-- start of Collected material --
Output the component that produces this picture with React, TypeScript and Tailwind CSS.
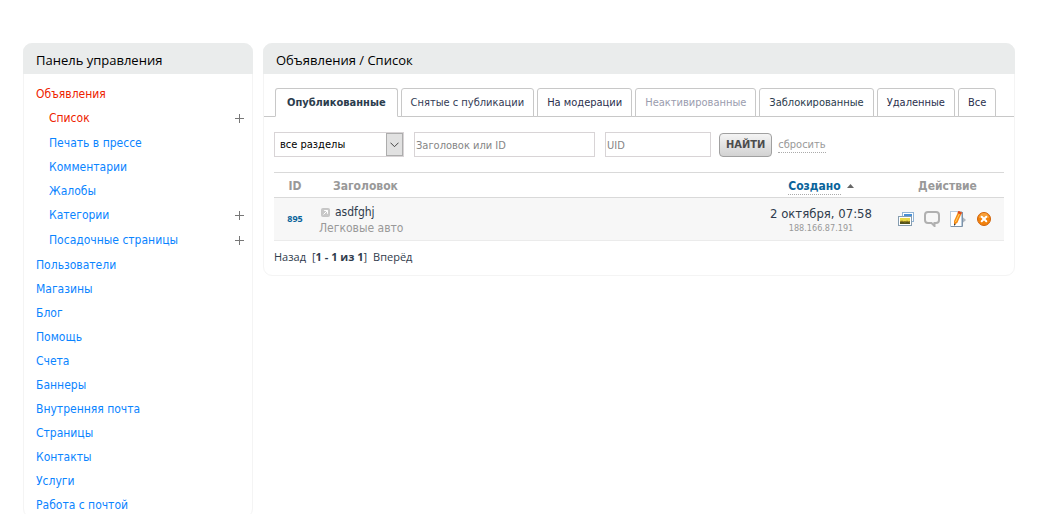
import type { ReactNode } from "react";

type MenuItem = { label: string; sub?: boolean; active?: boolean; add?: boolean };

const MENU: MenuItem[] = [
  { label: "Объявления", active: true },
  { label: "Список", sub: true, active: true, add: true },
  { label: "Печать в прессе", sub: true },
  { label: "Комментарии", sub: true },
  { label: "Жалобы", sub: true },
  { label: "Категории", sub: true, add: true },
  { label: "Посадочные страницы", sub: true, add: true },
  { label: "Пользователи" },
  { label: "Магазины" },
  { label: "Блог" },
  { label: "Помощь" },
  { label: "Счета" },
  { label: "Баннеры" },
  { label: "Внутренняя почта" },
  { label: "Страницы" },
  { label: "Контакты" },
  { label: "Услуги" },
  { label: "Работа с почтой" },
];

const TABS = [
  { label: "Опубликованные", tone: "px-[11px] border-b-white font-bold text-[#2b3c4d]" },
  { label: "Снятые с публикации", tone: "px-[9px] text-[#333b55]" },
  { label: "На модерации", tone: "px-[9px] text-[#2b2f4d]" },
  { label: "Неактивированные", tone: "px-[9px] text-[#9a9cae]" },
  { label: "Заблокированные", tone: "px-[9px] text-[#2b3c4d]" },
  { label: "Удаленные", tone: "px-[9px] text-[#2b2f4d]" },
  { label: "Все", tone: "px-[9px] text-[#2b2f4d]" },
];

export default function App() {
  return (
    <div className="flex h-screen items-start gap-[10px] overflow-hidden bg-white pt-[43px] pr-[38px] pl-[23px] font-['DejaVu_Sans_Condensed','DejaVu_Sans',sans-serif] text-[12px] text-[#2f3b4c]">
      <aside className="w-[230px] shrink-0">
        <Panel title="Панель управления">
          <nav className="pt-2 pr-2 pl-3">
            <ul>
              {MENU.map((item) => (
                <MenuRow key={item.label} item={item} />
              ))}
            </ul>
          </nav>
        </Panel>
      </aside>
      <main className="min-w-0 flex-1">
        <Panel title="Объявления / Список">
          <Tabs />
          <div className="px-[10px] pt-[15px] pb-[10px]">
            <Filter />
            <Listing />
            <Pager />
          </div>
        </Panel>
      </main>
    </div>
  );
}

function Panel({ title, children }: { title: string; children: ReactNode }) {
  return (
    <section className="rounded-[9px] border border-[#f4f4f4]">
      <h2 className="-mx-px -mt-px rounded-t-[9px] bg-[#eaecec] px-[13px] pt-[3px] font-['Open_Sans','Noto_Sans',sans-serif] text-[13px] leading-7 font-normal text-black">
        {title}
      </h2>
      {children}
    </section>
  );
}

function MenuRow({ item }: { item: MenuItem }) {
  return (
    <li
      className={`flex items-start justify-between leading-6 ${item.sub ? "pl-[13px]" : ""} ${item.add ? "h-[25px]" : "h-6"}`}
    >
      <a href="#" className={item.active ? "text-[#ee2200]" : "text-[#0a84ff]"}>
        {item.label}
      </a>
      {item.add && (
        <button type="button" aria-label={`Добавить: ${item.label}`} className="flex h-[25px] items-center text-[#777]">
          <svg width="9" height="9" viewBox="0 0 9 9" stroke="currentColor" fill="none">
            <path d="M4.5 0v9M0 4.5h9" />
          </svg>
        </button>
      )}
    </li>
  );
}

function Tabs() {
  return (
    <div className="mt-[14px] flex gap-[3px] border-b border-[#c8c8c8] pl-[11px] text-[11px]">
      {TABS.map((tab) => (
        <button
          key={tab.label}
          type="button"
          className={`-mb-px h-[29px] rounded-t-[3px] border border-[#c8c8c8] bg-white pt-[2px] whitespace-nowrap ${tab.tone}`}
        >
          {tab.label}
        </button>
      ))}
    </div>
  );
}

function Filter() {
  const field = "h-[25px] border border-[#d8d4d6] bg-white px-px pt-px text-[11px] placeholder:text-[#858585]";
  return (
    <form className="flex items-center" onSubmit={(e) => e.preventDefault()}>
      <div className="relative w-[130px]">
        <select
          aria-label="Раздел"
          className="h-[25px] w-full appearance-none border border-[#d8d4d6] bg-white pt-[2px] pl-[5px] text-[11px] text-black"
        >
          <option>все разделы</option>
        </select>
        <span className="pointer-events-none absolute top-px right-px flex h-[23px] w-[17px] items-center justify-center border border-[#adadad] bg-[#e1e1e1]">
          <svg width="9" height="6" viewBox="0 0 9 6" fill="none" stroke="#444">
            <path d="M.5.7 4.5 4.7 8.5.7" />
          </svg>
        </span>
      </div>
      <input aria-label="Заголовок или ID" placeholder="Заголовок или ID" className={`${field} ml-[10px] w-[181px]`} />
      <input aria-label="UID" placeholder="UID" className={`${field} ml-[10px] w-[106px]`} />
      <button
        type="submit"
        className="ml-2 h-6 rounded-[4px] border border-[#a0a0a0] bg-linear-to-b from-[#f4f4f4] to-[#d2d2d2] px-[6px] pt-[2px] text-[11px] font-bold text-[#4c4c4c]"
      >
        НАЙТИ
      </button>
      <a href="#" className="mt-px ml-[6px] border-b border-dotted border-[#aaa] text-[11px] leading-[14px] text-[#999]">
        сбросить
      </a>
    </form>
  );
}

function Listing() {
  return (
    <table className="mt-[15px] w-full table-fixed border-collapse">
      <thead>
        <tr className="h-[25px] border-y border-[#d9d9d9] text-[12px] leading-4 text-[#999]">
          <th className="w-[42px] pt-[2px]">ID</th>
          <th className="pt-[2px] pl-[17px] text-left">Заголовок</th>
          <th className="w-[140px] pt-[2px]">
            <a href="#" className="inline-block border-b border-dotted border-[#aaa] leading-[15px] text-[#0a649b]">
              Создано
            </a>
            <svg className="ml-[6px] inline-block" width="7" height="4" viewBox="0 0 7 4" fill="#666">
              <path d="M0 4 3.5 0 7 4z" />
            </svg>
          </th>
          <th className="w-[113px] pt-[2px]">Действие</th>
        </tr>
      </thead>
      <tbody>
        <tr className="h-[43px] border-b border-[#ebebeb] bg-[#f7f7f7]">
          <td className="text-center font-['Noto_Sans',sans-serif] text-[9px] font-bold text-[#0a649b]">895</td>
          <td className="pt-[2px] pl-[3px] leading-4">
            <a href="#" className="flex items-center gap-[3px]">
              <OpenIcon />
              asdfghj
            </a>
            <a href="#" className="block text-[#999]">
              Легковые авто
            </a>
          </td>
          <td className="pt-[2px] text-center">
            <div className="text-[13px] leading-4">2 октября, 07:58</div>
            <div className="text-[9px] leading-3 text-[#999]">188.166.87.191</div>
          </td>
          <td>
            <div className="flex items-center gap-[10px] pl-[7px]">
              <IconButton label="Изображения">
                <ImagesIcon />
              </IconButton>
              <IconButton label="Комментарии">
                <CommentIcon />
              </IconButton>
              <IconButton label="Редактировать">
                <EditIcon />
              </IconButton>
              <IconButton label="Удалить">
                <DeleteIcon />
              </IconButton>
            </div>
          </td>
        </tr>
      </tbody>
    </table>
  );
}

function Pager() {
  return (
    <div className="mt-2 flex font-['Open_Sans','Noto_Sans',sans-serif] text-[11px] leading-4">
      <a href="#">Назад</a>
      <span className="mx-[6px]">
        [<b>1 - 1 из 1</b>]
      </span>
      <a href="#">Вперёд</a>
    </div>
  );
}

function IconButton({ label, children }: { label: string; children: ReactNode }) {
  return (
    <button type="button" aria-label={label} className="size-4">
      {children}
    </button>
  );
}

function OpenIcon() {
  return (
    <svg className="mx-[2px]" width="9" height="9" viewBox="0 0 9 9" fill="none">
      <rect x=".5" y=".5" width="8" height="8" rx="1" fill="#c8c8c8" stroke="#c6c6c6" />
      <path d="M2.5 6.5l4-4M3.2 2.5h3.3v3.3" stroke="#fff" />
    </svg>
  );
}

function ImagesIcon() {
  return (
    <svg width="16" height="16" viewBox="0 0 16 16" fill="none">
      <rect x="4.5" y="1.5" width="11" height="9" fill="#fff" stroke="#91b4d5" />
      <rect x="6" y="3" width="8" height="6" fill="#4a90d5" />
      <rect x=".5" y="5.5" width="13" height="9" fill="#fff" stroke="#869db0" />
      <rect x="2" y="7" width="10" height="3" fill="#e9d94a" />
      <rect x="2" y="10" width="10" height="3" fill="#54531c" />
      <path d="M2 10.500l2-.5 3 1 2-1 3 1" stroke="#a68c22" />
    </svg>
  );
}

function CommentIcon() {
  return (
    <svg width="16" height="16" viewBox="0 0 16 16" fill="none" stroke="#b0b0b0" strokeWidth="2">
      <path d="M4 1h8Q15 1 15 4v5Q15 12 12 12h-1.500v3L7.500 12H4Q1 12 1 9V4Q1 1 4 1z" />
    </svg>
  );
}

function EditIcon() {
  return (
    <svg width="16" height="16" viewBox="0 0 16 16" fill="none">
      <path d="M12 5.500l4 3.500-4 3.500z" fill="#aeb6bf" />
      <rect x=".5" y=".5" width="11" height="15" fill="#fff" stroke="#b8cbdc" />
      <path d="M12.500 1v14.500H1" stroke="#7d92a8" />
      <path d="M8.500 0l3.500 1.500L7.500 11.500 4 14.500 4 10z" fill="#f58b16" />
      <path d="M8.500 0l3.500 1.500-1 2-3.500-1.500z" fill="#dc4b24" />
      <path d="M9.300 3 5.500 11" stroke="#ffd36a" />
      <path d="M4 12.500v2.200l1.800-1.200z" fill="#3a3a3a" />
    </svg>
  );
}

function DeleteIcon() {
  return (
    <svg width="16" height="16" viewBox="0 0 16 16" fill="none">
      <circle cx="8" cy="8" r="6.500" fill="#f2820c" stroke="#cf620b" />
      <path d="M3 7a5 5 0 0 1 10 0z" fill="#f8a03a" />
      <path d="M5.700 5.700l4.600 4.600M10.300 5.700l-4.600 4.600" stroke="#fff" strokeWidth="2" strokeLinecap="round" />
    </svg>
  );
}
-- end of Collected material --
Required task: From the first line above down to the line with "string; sub?: boolean;", reproduce every line and no others, omitting pictures.

Exercise result:
Output the component that produces this picture with React, TypeScript and Tailwind CSS.
import type { ReactNode } from "react";

type MenuItem = { label: string; sub?: boolean; active?: boolean; add?: boolean };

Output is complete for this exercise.